**Exercise aim:** Keep only the lines where "styles" appears.

Front-end source files:
## start
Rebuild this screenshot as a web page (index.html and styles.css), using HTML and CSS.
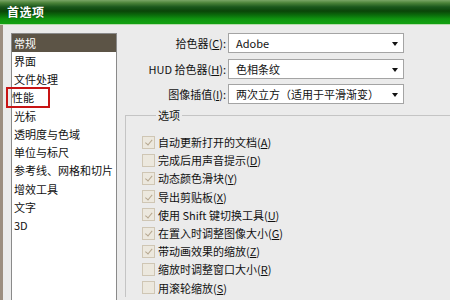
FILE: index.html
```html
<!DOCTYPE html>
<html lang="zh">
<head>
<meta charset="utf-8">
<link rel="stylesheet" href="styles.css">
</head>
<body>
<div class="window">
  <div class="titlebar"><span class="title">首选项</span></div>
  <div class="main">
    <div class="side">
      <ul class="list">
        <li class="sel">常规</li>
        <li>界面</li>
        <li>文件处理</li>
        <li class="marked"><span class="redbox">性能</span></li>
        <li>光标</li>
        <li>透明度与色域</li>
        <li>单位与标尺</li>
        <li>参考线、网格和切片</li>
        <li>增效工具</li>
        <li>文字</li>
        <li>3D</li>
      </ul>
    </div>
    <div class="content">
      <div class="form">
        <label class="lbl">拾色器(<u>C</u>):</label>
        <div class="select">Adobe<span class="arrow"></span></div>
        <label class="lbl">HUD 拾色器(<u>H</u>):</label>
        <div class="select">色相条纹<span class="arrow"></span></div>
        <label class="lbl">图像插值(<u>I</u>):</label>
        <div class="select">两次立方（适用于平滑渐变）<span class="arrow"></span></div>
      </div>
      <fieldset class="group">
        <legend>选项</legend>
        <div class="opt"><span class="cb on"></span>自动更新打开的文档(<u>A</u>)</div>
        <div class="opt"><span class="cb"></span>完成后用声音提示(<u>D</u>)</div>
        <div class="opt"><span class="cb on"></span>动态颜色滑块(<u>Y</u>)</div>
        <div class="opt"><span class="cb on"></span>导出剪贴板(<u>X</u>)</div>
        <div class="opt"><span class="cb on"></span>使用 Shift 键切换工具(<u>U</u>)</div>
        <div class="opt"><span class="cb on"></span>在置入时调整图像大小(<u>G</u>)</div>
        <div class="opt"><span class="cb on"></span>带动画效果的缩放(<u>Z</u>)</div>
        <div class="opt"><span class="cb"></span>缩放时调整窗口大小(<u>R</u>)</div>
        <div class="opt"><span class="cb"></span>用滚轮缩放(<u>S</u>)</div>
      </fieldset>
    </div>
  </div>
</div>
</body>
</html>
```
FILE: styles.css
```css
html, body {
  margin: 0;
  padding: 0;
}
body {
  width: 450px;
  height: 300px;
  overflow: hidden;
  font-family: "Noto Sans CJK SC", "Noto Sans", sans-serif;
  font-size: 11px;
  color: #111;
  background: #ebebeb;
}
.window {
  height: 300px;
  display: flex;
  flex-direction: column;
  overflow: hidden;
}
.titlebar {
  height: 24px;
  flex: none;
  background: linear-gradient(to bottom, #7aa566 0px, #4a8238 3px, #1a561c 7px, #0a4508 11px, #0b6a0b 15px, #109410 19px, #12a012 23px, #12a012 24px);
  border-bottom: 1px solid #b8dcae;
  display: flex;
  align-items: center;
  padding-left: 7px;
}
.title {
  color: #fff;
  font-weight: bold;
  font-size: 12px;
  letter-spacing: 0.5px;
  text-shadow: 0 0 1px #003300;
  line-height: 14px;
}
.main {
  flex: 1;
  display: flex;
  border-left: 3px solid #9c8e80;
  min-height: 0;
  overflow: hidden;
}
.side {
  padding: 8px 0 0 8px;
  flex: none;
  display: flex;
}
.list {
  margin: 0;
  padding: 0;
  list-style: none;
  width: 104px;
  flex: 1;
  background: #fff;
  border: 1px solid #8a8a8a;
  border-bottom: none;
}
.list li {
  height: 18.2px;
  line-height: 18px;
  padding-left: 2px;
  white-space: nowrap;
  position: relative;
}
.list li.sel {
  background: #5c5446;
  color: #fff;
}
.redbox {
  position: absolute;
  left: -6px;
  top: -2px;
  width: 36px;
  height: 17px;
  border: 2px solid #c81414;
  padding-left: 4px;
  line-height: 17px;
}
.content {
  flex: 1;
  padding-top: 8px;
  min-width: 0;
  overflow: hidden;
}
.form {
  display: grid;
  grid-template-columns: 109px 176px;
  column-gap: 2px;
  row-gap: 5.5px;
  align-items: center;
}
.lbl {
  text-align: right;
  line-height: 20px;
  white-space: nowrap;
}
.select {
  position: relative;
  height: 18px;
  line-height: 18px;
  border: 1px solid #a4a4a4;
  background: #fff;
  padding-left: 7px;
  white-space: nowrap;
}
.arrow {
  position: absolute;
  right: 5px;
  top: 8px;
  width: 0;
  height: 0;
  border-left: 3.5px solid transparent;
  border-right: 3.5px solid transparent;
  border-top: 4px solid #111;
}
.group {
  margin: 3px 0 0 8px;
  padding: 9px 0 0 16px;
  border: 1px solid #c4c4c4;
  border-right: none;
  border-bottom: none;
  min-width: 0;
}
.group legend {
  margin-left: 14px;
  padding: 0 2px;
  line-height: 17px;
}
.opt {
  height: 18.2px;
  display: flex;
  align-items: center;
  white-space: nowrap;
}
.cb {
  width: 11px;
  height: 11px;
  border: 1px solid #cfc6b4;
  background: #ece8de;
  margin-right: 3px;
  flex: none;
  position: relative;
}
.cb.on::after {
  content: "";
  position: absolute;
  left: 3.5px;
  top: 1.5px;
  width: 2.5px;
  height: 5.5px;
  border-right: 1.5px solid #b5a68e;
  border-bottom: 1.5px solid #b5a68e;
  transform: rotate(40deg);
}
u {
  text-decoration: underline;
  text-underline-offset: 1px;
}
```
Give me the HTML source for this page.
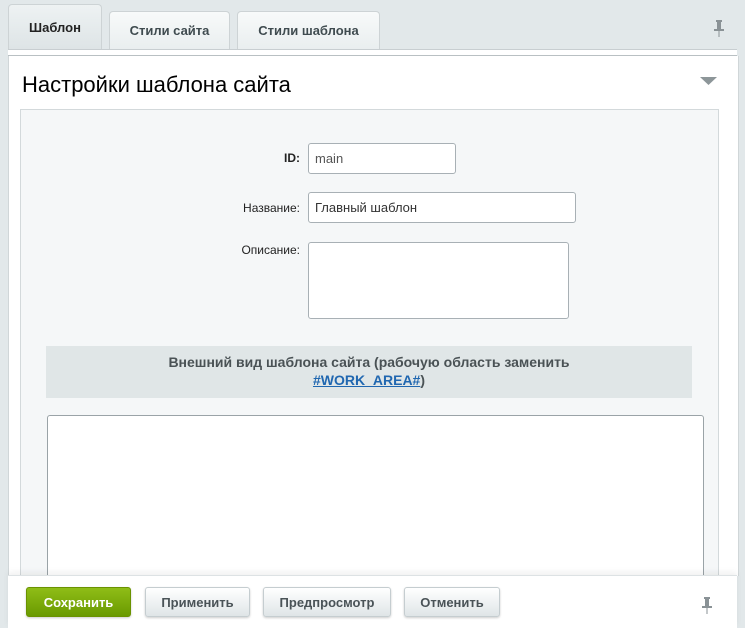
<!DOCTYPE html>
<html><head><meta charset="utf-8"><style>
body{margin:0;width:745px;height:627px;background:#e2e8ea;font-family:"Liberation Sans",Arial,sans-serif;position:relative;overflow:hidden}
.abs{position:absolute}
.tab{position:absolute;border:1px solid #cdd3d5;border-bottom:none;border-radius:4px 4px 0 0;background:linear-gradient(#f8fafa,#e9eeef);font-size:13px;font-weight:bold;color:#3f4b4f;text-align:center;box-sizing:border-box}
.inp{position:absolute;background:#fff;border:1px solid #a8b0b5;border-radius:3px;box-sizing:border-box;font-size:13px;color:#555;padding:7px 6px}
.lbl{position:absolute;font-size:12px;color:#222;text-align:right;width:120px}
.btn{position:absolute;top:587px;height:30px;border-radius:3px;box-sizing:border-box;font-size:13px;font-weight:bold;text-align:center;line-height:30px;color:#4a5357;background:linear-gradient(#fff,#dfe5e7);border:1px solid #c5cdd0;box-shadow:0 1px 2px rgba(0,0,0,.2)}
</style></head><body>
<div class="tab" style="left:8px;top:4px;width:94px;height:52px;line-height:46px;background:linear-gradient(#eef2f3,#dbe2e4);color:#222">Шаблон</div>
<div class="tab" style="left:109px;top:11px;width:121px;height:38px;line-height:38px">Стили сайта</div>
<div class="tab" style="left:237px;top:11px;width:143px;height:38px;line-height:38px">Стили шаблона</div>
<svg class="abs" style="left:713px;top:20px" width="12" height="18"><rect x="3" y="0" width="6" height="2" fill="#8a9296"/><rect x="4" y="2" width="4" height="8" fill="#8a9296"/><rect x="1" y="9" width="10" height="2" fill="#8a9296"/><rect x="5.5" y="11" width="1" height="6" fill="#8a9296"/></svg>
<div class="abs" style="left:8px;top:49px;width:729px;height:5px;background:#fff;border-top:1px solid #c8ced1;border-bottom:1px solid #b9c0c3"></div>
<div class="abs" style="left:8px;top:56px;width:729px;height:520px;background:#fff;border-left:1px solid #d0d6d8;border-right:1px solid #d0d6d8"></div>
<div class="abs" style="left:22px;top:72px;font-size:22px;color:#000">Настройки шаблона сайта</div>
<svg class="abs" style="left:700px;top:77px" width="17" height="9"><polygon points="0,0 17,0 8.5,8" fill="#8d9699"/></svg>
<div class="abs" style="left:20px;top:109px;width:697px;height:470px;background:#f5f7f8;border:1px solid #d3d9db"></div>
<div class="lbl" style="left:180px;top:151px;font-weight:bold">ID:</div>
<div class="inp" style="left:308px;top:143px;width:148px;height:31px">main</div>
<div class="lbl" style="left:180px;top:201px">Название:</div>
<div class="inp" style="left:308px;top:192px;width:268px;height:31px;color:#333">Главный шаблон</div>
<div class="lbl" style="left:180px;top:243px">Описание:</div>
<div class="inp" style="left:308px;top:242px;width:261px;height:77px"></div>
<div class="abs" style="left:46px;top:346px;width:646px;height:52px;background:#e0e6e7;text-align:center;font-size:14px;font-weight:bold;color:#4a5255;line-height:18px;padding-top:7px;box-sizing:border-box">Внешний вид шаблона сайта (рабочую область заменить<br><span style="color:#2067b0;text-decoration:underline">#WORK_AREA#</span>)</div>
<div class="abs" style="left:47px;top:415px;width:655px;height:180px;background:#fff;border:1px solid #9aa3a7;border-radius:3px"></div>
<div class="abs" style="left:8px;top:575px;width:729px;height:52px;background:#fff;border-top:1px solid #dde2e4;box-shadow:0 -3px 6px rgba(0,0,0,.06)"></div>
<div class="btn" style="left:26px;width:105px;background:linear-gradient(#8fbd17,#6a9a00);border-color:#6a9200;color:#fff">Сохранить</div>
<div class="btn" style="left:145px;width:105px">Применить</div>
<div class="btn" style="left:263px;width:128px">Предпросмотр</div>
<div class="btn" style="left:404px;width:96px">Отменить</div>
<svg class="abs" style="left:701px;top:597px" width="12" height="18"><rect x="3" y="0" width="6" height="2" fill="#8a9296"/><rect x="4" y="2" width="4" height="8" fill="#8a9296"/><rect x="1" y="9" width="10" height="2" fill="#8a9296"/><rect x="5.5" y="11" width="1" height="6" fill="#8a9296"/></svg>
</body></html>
## end
**Full output:**
Rebuild this screenshot as a web page (index.html and styles.css), using HTML and CSS.
<link rel="stylesheet" href="styles.css">
FILE: styles.css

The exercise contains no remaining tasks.